Chabot ranked 31st in the NHL with 41 points amongst defencemen in 2022-23. He played the 39th most in total ice time, despite only suiting up for 68 games. His share of possible ice time was eighth at 41.2%. Now, we had to dig deep, but there is one statistic that truly highlights Chabot’s greatness and Chychrun’s as well. That statistic is Relative Expected Goals %. Chabot lead the league at 14.9% and Chychrun was sixth at 12.7%. This is an important stat because it is the difference between the expected goal % for when you are on the ice versus when you are on the bench. Thus, there is something to say, that Chabot may not be as efficient as some other defenders in capitalizing on opportunities. Conversely, more often than not, and impressively we might add since he is on the ice so much, he generates offence. Therefore, we may conclude that Chabot is an elite defender.

What Does It All Mean for Chabot and His Defence Mates in 2023-24

In the upcoming 2023-24, Thomas Chabot the elite defender is going to have a lot of insulation around him. Considering the names of Artem Zub, Chychrun, and Sanderson, and a pile of hot competition for the third pairing, the Sens blueline has depth.

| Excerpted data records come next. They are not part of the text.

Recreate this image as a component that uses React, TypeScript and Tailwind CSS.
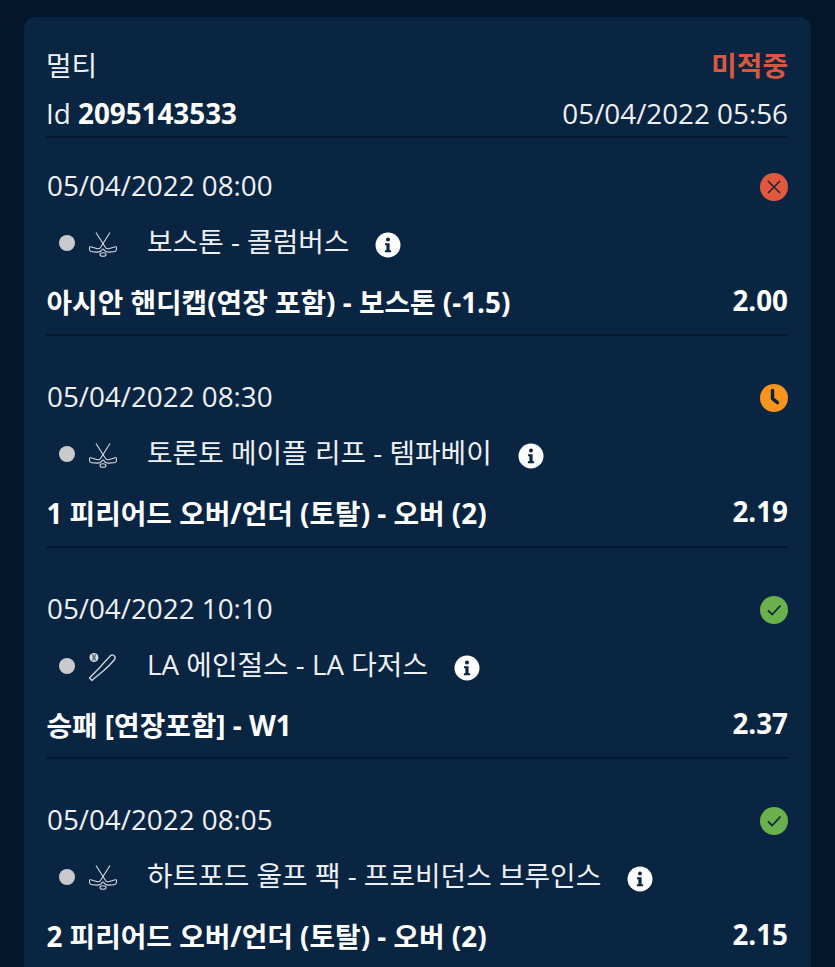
import React from "react";

const FONT = "font-['Open_Sans','Noto_Sans_CJK_KR',sans-serif]";

type Status = "lost" | "pending" | "won";
type Sport = "hockey" | "baseball";

interface Bet {
  date: string;
  status: Status;
  sport: Sport;
  match: string;
  market: string;
  odds: string;
}

const bets: Bet[] = [
  {
    date: "05/04/2022 08:00",
    status: "lost",
    sport: "hockey",
    match: "보스톤 - 콜럼버스",
    market: "아시안 핸디캡(연장 포함) - 보스톤 (-1.5)",
    odds: "2.00",
  },
  {
    date: "05/04/2022 08:30",
    status: "pending",
    sport: "hockey",
    match: "토론토 메이플 리프 - 템파베이",
    market: "1 피리어드 오버/언더 (토탈) - 오버 (2)",
    odds: "2.19",
  },
  {
    date: "05/04/2022 10:10",
    status: "won",
    sport: "baseball",
    match: "LA 에인절스 - LA 다저스",
    market: "승패 [연장포함] - W1",
    odds: "2.37",
  },
  {
    date: "05/04/2022 08:05",
    status: "won",
    sport: "hockey",
    match: "하트포드 울프 팩 - 프로비던스 브루인스",
    market: "2 피리어드 오버/언더 (토탈) - 오버 (2)",
    odds: "2.15",
  },
];

const StatusIcon = ({ status }: { status: Status }) => {
  if (status === "lost") {
    return (
      <svg width="28" height="28" viewBox="0 0 28 28" className="translate-y-[1px]">
        <circle cx="14" cy="14" r="14" fill="#e2583e" />
        <path d="M8 8l12 12M20 8L8 20" stroke="#1c2433" strokeWidth="1.6" fill="none" />
      </svg>
    );
  }
  if (status === "pending") {
    return (
      <svg width="28" height="28" viewBox="0 0 28 28" className="translate-y-[1px]">
        <circle cx="14" cy="14" r="14" fill="#f7941d" />
        <path d="M12.500 6.500v8.200l5 4" stroke="#10203a" strokeWidth="3.400" strokeLinecap="round" strokeLinejoin="round" fill="none" />
      </svg>
    );
  }
  return (
    <svg width="28" height="28" viewBox="0 0 28 28" className="translate-y-[1px]">
      <circle cx="14" cy="14" r="14" fill="#6ab04c" />
      <path d="M8 14.500l4.200 4L20.500 9.500" stroke="#12283a" strokeWidth="1.800" fill="none" />
    </svg>
  );
};

const SportIcon = ({ sport }: { sport: Sport }) => {
  if (sport === "hockey") {
    return (
      <svg width="28" height="25" viewBox="0 0 28 25" fill="none" stroke="#d5dbe2" strokeWidth="1.100">
        <path d="M7 .5L16.500 15.500c.8 1.200 1.800 1.500 3 1.200l6.800-1.900c.8-.2 1.300.2 1.300 1l-.1 1.500c-.1 1.600-1 2.400-2.500 2.500l-5.500.3c-2 .1-3.500-.6-4.500-2.200l-.8-1.200" />
        <path d="M21 .5L11.500 15.500c-.8 1.200-1.800 1.500-3 1.200L1.700 14.800c-.8-.2-1.300.2-1.300 1l.1 1.500c.1 1.600 1 2.400 2.500 2.500l5.500.3c2 .1 3.500-.6 4.500-2.200l.8-1.200" />
        <ellipse cx="14" cy="22.500" rx="3" ry="1.800" />
      </svg>
    );
  }
  return (
    <svg width="30" height="30" viewBox="0 0 30 30" fill="none" stroke="#d5dbe2" strokeWidth="1.300">
      <path d="M1.500 26l2.500 2.500 1.200-1.300 10-8.200c3.200-2.800 8.500-8 11-11 1.300-1.600 1.200-3.200 0-4.300-1.100-1-2.700-1.100-4 .3-2.800 3-8 8.500-10.700 11.800l-8.300 8.400z" />
      <circle cx="6" cy="5.500" r="4.500" fill="#d5dbe2" stroke="none" />
      <path d="M4.600 2.300c.9 2 .9 4.400 0 6.400M7.400 2.300c-.9 2-.9 4.400 0 6.400" stroke="#092541" strokeWidth="0.900" />
    </svg>
  );
};

const InfoIcon = () => (
  <svg width="26" height="26" viewBox="0 0 26 26" className="shrink-0">
    <circle cx="13" cy="13" r="12.500" fill="#ffffff" />
    <circle cx="13" cy="7.500" r="2" fill="#092541" />
    <path d="M10 11.200h4.600v7h1.500v2h-6.200v-2h1.500v-5H10z" fill="#092541" />
  </svg>
);

const BetRow = ({ bet }: { bet: Bet }) => (
  <div className="h-[198.300px] mb-[13px] pt-[27px] border-b-2 border-[#051a30]">
    <div className="flex items-center justify-between h-[42px]">
      <span className="ml-[1px] text-[27.800px] leading-[42px] text-[#eef1f4] -translate-y-[1px]">{bet.date}</span>
      <StatusIcon status={bet.status} />
    </div>
    <div className="flex items-center h-[42px] mt-[14px] pl-[13px]">
      <span className="w-[16px] h-[16px] rounded-full bg-[#c8cacd] shrink-0 translate-y-[1px]" />
      <span className="w-[30px] ml-[13px] flex justify-center shrink-0 translate-y-[2px]">
        <SportIcon sport={bet.sport} />
      </span>
      <span className="ml-[29px] text-[27.800px] leading-[42px] text-[#eef1f4] whitespace-nowrap -translate-y-[1px]">{bet.match}</span>
      <span className="ml-[26px] translate-y-[3px]">
        <InfoIcon />
      </span>
    </div>
    <div className="flex items-center justify-between h-[42px] mt-[18px]">
      <span className="ml-[0.500px] text-[27.800px] leading-[42px] font-bold text-white whitespace-nowrap">{bet.market}</span>
      <span className="text-[27.800px] leading-[42px] font-bold text-white -translate-y-[2px]">{bet.odds}</span>
    </div>
  </div>
);

export default function App() {
  return (
    <div className={`h-[967px] overflow-hidden bg-[#04162b] px-[24px] pt-[17px] ${FONT}`}>
      <div className="w-[787px] h-[1000px] rounded-t-[12px] bg-[#092541] pl-[22px] pr-[23px] pt-[27px]">
        <div className="border-b-2 border-[#051a30] h-[94px]">
          <div className="flex items-center justify-between h-[42px]">
            <span className="text-[27.800px] leading-[42px] text-[#eef1f4]">멀티</span>
            <span className="text-[27.800px] leading-[42px] font-bold text-[#d9573f]">미적중</span>
          </div>
          <div className="flex items-center justify-between h-[42px] mt-[7px] -translate-y-[1px]">
            <span className="text-[27.800px] leading-[42px] text-[#eef1f4]">
              Id <span className="font-bold text-white">2095143533</span>
            </span>
            <span className="text-[27.800px] leading-[42px] text-[#eef1f4]">05/04/2022 05:56</span>
          </div>
        </div>
        {bets.map((bet) => (
          <BetRow key={bet.date} bet={bet} />
        ))}
      </div>
    </div>
  );
}
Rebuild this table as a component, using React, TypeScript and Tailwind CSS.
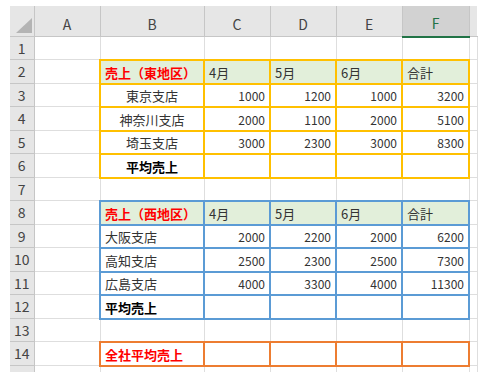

The one aspect of the top four that is so exciting is their versatility. This will allow Chabot to play with less pressure than he has been accustomed to throughout his time in the nation’s capital. It is possible, playing a little less, will optimize the performance of his play. The one downside to the competition for Chabot individually, will be the lessening of top power play privileges. However, from a team standpoint, that is beneficial. Plus for Chabot, his seniority should be good enough to earn him the first chance. So, if he is rejuvenated just enough, maybe this is the season he excels, and leads the Senators to springtime hockey glory.